Monday, January 13, 2014

MARTHA ANDERSON - #1 - 52 ANCESTORS IN 52

In January 2014, Amy Johnson Crow  of Ancestry started the 52 Ancestors in 52 Weeks Challenge. The premise: write once a week about a specific ancestor. It could be a story, a biography, a photograph, a research problem — any that focuses on that one ancestor. The next week, write about a different ancestor. In 52 weeks, you’ll have taken a closer look at 52 people in your family tree… and maybe learned a little bit more about them in the process. 



Martha Anderson came to Massachusetts in 1718.  She married William Moore but I don't know if they married in Ireland or in Massachusetts. 


A book by Elliott Moore in 1898 ((Memorial of the Loyalist Families of William Moore, Josiah Hitchings, and Robert Livingstone) does a genealogy of the William Moore family in Moore's Mill, New Brunswick, Canada.  In this listing of families it starts with William Moor/Moore and his wife Martha. They had 7 children, George, Thomas, Allen, William, Jane, Elizabeth, and Mary.  I am the 4th great granddaughter of the son William)

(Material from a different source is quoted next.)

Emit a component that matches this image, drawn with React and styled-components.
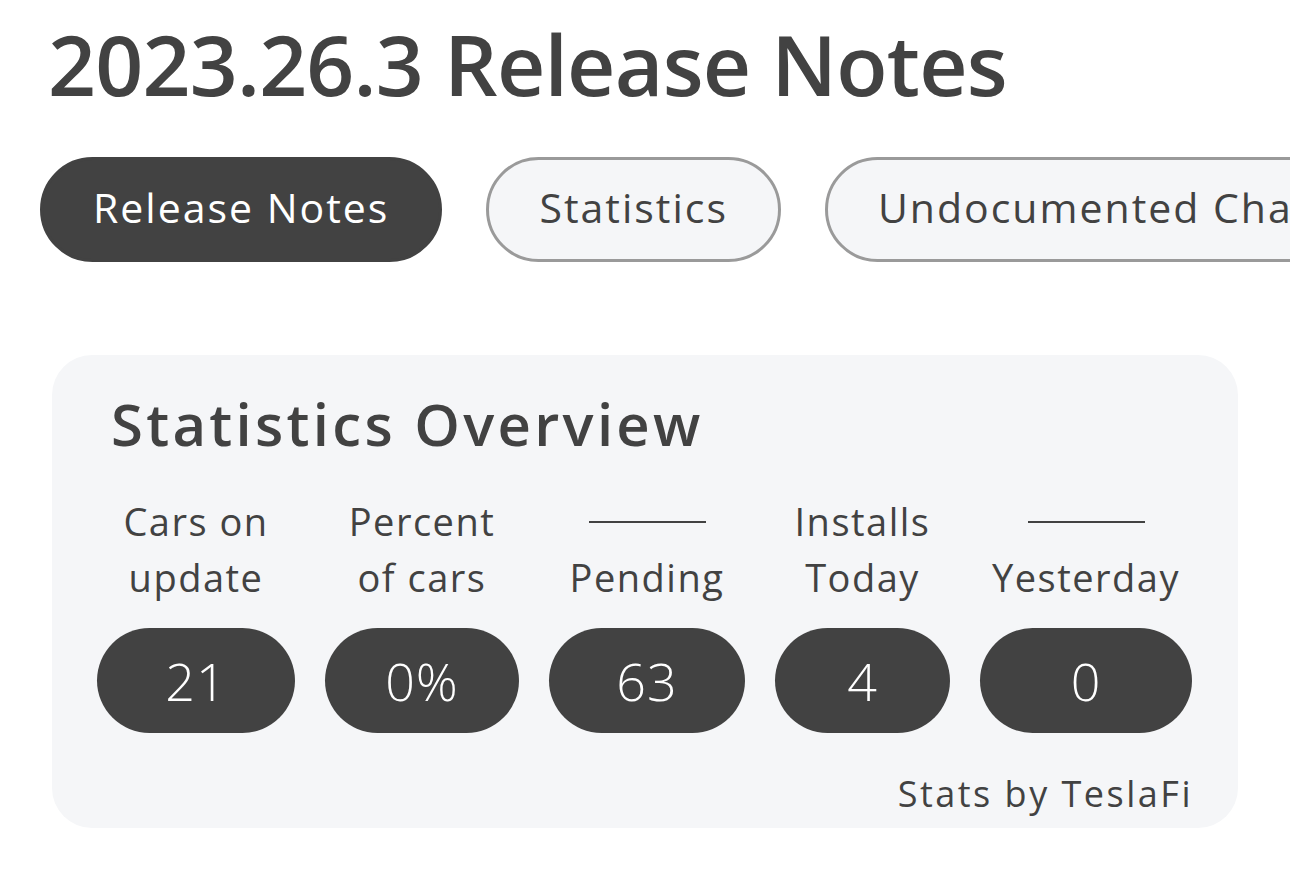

I haven't been able to find anything more on her, she is not mentioned on the tombstone for William Moor but could be buried with him.  I have checked many records in the area they lived, Londonderry, New Hampshire, but have found no mention of her.  That is very common at that time period, women could not own land so would not be mentioned in court records.


Several articles have been written about William Moore and they all believe that his wife's maiden name was Anderson.


She is mentioned just as his wife Martha in his will in 1739. Two men named Allen and Samuel Anderson were the executors of William Moore's will dated 6 November 1739 in Londonderry, New Hampshire.


 In the will of Allen Anderson, Martha Moore is mentioned as his sister.


She was a brave women who left her home in Ireland and made the journey to a new world in the early 1700's and started a wonderful family in New Hampshire.  That family has spread out through the years to Canada and then back to the United States.